Saturday, December 24, 2016

A short note on Skidelsky’s interpretation of Schumpeter



Yesterday I enjoyed reading and then retweeted the newest piece that the grand Robert Skidelsky has written on the (sad) state of economics today. It is an extraordinary tough and accusatory piece and while the accusations may be at times slightly overdone, Skidelsky’s last sentence that “the economists are the idiot savants of our time” can be I think reasonably thought to apply to many of us (economists). Moreover, Skidelsky’s position is supported by the views of the profession’s greatest minds, men who were without fail, men of erudition and multiple talents, often involved in politics, journalism and quotidian rough-and-tumble.

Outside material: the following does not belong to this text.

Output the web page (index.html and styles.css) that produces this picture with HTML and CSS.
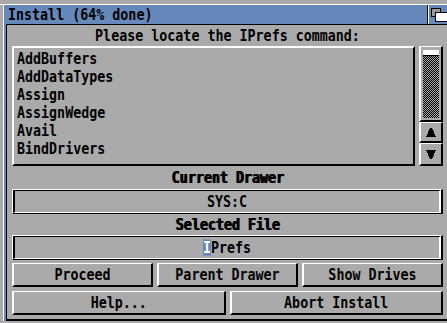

Dismissing this as having been the product of economics’ infancy where Renaissance spirits could prosper while today’s economics has advanced so much that specialization is unavoidable is not a sensible defense of fach-idioten. It is not because economics by its very nature is a social science that must, in order to be relevant and to contribute to its key objective, namely to the improvement of people’s ordinary lives, include the knowledge of, and display familiarity with, all the neighboring disciplines, primarily history, economic history, philosophy, sociology and psychology. Thus, as I think Keynes is supposed to have said (or at least this is implied in the introduction to his essay on Marshall) that “one is  bound to be a poor economist is he/she is only an economist”.

There is one point however where I think Skidelsky’s overstretches his case. It relates to Schumpeter and Skidelsky’s claim that Schumpeter “also attacked the view of the economy as a machine. Schumpeter argued that a capitalist economy develops through unceasing destruction of old relationships.”  While the second sentence is, I think, accurate especially if we think of Schumpeter’s key contribution to economics (written when he was a young man) “Theory of Economic Development”, the previous sentence about Schumpeter being a critic of those who see the economy as a machine is more controversial. In fact, in his monumental “History of Economic Analysis” (HEA) no economist gets as much praise as Walras for his general equilibrium.  Here is Schumpeter (HEA, Chapter V, $1, p. 827, 1980 edition):

[Walras’] system of economic equilibrium, uniting, as it does the quality of revolutionary creativeness with the quality of classic synthesis, is the only work by  an economist that will stand comparison with the achievements of theoretical physics. Compared with it, most of the theoretical writings of that period—and beyond—however valuable in themselves and however original subjectively, look like boats beside a liner…it is the outstanding landmark on the road that economics travelled toward the status of a rigorous exact science.

And Schumpeter then goes on to criticize Walras for paying as much attention to his applied economics dealing with social justice as to his general equilibrium masterpiece.

Now, to the extent that modern economic analysis has grown out of Walras’ general equilibrium (and I think that it seems a pretty uncontestable proposition) it is wrong to enlist Schumpeter among those who would have necessarily disagreed with the direction taken by modern economics.  It is quite possible, of course, that Schumpeter might still disagree, believing that what was useful as a theoretical  construct, ended up being interpreted by the epigones as an accurate representation of reality. But this is obviously something that is just a matter of speculation.

Why do we have this “problem” with Schumpeter? Because in his own work, Schumpeter shows a duality, or even a contradiction, between his often unquestionable endorsement of “economics as physics” in HEA where it is hailed as an unambiguous progress toward economics becoming an exact science, and scarce use of this approach in Schumpeter's own work. His “Theory of Economic Development” is indeed in its structure very abstract and arid, somewhat similar to Ricardo’s “Principles” (of  whose methodology, by the way, Schumpeter was very critical in HEA), but is not mathematical at all. His “Business Cycles” is heavily empirical but shows scant relationship to Walras and is generally anti-theoretical. (I have to confess that I tried three times to read his “Business Cycles” and that I always failed. It seems almost unbelievable that such a splendid writer and beautiful mind produced a work--which moreover he originally saw as a competitor to “The General Theory”—of, yes, such messiness and unreadability.)

The bottom line is, in my opinion, that Schumpeter’s positon is at least ambiguous. He was at the same time a great admirer of the very abstract general equilibrium approach, and his own practice of economics paid no attention to it at all.